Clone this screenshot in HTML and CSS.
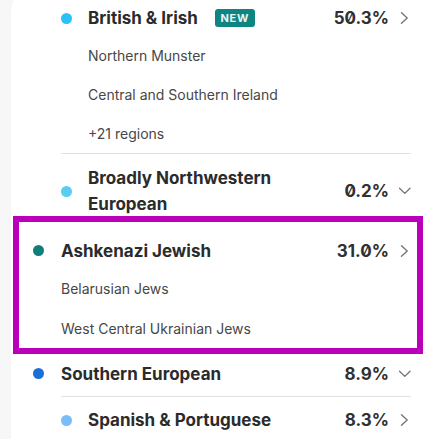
FILE: index.html
```html
<!DOCTYPE html>
<html lang="en">
<head>
<meta charset="utf-8">
<title>Ethnicity estimate</title>
<link rel="stylesheet" href="styles.css">
</head>
<body>
<div class="page">
  <div class="card">
    <div class="list">
      <div class="child">
        <div class="row head first">
          <span class="dot c-british"></span>
          <span class="name">British &amp; Irish<span class="badge">NEW</span></span>
          <span class="pct">50.3%</span>
          <svg class="chev" viewBox="0 0 12 12" width="12" height="12"><path d="M2.5 0.8 L8.2 6 L2.5 11.2" /></svg>
        </div>
        <div class="sub">Northern Munster</div>
        <div class="sub">Central and Southern Ireland</div>
        <div class="sub">+21 regions</div>
      </div>
      <div class="child divided">
        <div class="row head two">
          <span class="dot c-broad"></span>
          <span class="name">Broadly Northwestern<br>European</span>
          <span class="pct">0.2%</span>
          <svg class="chev" viewBox="0 0 12 12" width="12" height="12"><path d="M0.5 3.2 L5.8 8.4 L11 3.2" /></svg>
        </div>
      </div>
      <div class="highlight">
        <div class="row head">
          <span class="dot c-ashk"></span>
          <span class="name">Ashkenazi Jewish</span>
          <span class="pct">31.0%</span>
          <svg class="chev" viewBox="0 0 12 12" width="12" height="12"><path d="M2.5 0.8 L8.2 6 L2.5 11.2" /></svg>
        </div>
        <div class="sub top">Belarusian Jews</div>
        <div class="sub top">West Central Ukrainian Jews</div>
      </div>
      <div class="row head southern">
        <span class="dot c-south"></span>
        <span class="name">Southern European</span>
        <span class="pct">8.9%</span>
        <svg class="chev" viewBox="0 0 12 12" width="12" height="12"><path d="M0.5 3.2 L5.8 8.4 L11 3.2" /></svg>
      </div>
      <div class="child divided">
        <div class="row head spanish">
          <span class="dot c-spain"></span>
          <span class="name">Spanish &amp; Portuguese</span>
          <span class="pct">8.3%</span>
          <svg class="chev" viewBox="0 0 12 12" width="12" height="12"><path d="M2.5 0.8 L8.2 6 L2.5 11.2" /></svg>
        </div>
      </div>
    </div>
  </div>
</div>
</body>
</html>
```
FILE: styles.css
```css
* { box-sizing: border-box; }
html, body { margin: 0; padding: 0; }
body {
  width: 432px;
  height: 439px;
  overflow: hidden;
  background: linear-gradient(to right, #f7f7f8 0%, #eeeff0 60%, #e6e7ea 100%);
  font-family: "Inter", "Liberation Sans", sans-serif;
  color: #2b2b2b;
}
.page {
  display: flex;
  padding-left: 11px;
  margin-top: -12px;
}
.card {
  flex: 1;
  background: #ffffff;
  border-top-left-radius: 24px;
  padding: 12px 0 0 22px;
  min-height: 460px;
}
.list {
  width: 378px;
  display: flex;
  flex-direction: column;
}
.row {
  display: grid;
  grid-template-columns: 28px 1fr auto 22px;
  align-items: center;
}
.head {
  height: 35px;
  font-weight: 700;
  font-size: 17px;
  line-height: 24px;
}
.head.first {
  height: 36px;
}
.name {
  display: flex;
  align-items: center;
}
.pct {
  font-feature-settings: "zero" 1;
  font-size: 17px;
  font-weight: 700;
  color: #303030;
}
.chev {
  margin-left: 10px;
  fill: none;
  stroke: #727272;
  stroke-width: 1.3;
  stroke-linecap: round;
  stroke-linejoin: round;
}
.dot {
  width: 11px;
  height: 11px;
  border-radius: 50%;
}
.c-british { background: #27c3f6; }
.c-broad { background: #58cdf1; }
.c-ashk { background: #107f7c; }
.c-south { background: #1a70d6; }
.c-spain { background: #79bdfb; }

.badge {
  display: inline-flex;
  align-items: center;
  justify-content: center;
  margin-left: 17px;
  width: 40px;
  height: 18px;
  border-radius: 3px;
  background: #0f8581;
  color: #e9f6f5;
  font-size: 11px;
  font-weight: 700;
  letter-spacing: 0.8px;
  line-height: 1;
}
.child {
  margin-left: 28px;
}
.child .row {
  grid-template-columns: 27px 1fr auto 22px;
}
.divided {
  border-top: 1px solid #e1e1e1;
}
.sub {
  height: 39px;
  display: flex;
  align-items: center;
  padding-left: 27px;
  font-size: 14px;
  color: #474747;
}
.sub.top {
  height: 40px;
  padding-left: 28px;
}
.head.two {
  height: auto;
  padding-top: 11px;
  line-height: 26px;
  margin-bottom: -1px;
}
.highlight {
  border: 6px solid #ba00bb;
  margin-left: -20px;
  margin-right: -12px;
  padding: 11px 6px 0 14px;
}
.southern {
  height: 42px;
  padding-bottom: 3px;
}
.spanish {
  height: 46px;
}
```
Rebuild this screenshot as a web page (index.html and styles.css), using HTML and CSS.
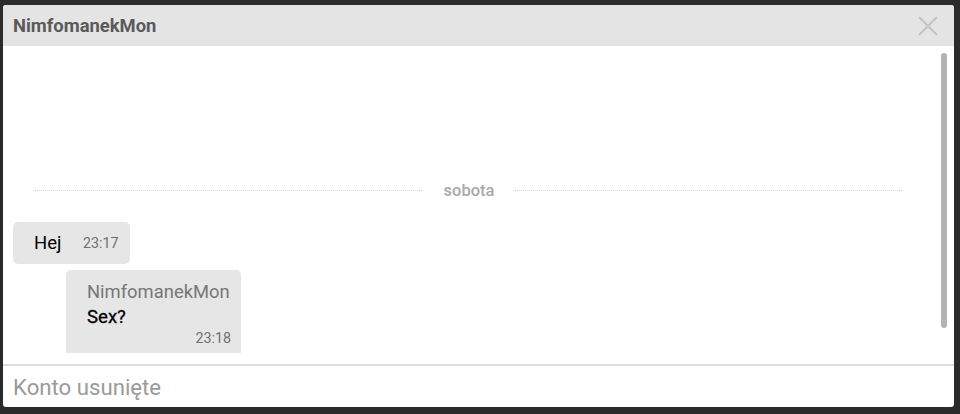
FILE: index.html
```html
<!DOCTYPE html>
<html lang="pl">
<head>
<meta charset="utf-8">
<title>Chat</title>
<link rel="stylesheet" href="styles.css">
</head>
<body>
<div class="dialog">
  <div class="header">
    <span class="title">NimfomanekMon</span>
    <svg class="close" width="20" height="20" viewBox="0 0 20 20"><path d="M1 1L19 19M19 1L1 19" stroke="#c4c4c4" stroke-width="2" fill="none"/></svg>
  </div>
  <div class="messages">
    <div class="sep"><span class="line"></span><span class="day">sobota</span><span class="line"></span></div>
    <div class="bubble mine"><span class="txt">Hej</span><span class="time">23:17</span></div>
    <div class="bubble theirs">
      <div class="author">NimfomanekMon</div>
      <div class="txt strong">Sex?</div>
      <div class="time right">23:18</div>
    </div>
    <div class="scrollbar"></div>
  </div>
  <div class="spacer"></div>
  <div class="input">Konto usunięte</div>
</div>
</body>
</html>
```
FILE: styles.css
```css
html, body { margin: 0; padding: 0; }
body {
  background: #2b2b2b;
  font-family: Roboto, "Noto Sans", Arial, sans-serif;
  height: 414px;
  overflow: hidden;
}
.dialog {
  margin: 5px 0 0 3px;
  width: 951px;
  height: 402px;
  background: #fff;
  border-radius: 3px;
  display: flex;
  flex-direction: column;
  overflow: hidden;
}
.header {
  height: 41px;
  flex: none;
  background: #e4e4e4;
  display: flex;
  align-items: center;
  justify-content: space-between;
  padding: 0 16px 0 10px;
}
.title {
  font-size: 18.4px;
  font-weight: 700;
  color: #5a5a5a;
}
.close { display: block; }
.messages {
  height: 307px;
  flex: none;
  position: relative;
  overflow: hidden;
  padding-top: 135px;
  box-sizing: border-box;
}
.sep {
  display: flex;
  align-items: center;
  margin: 0 52px 0 32px;
  height: 18px;
}
.line {
  flex: 1;
  border-top: 1px dotted #cfcfcf;
}
.day {
  font-size: 16.5px;
  font-weight: 500;
  color: #a9a9a9;
  padding: 0 21px 0 22px;
}
.bubble {
  background: #e6e6e6;
  border-radius: 5px;
  margin-left: 10px;
  box-sizing: border-box;
}
.mine {
  margin-top: 23px;
  width: 117px;
  height: 42px;
  display: flex;
  align-items: center;
  padding: 0 0 0 21px;
}
.mine .txt { font-size: 18.5px; color: #000; width: 49px; }
.time { font-size: 14.3px; color: #707070; }
.theirs {
  margin-top: 6px;
  margin-left: 63px;
  width: 175px;
  height: 100px;
  padding: 11px 10px 0 21px;
  border-radius: 5px 5px 0 0;
}
.author { font-size: 18.4px; color: #777; line-height: 22px; }
.strong { font-size: 18.6px; color: #000; font-weight: 400; line-height: 22px; margin-top: 3px; -webkit-text-stroke: 0.3px #000; }
.right { text-align: right; line-height: 18px; margin-top: 1px; }
.scrollbar {
  position: absolute;
  left: 938px;
  top: 7px;
  width: 6px;
  height: 275px;
  border-radius: 3px;
  background: #b3b3b3;
}
.spacer { height: 11px; flex: none; border-bottom: 2px solid #dcdcdc; }
.input {
  flex: 1;
  display: flex;
  align-items: center;
  padding-left: 10px;
  font-size: 22.2px;
  color: #9a9a9a;
}
```
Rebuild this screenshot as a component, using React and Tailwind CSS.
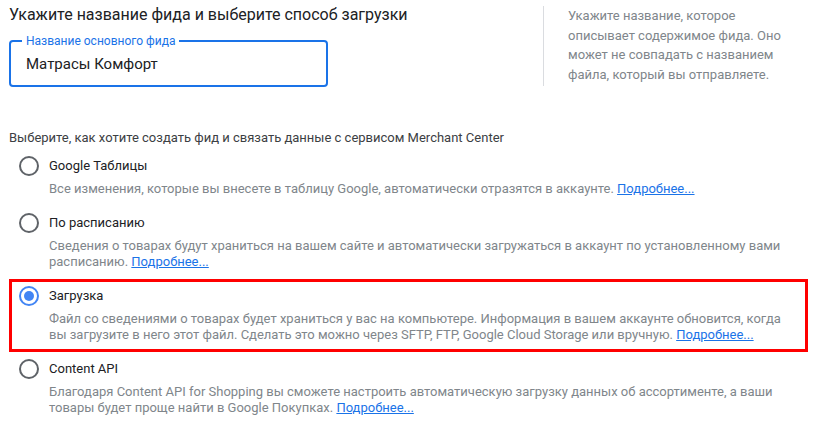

* [INSTRUCTION] Copy all lines from the material that hold "screenshot".

* [SOLVED EXERCISE]
Clone this screenshot in HTML and CSS.
Rebuild this screenshot as a web page (index.html and styles.css), using HTML and CSS.
Rebuild this screenshot as a component, using React and Tailwind CSS.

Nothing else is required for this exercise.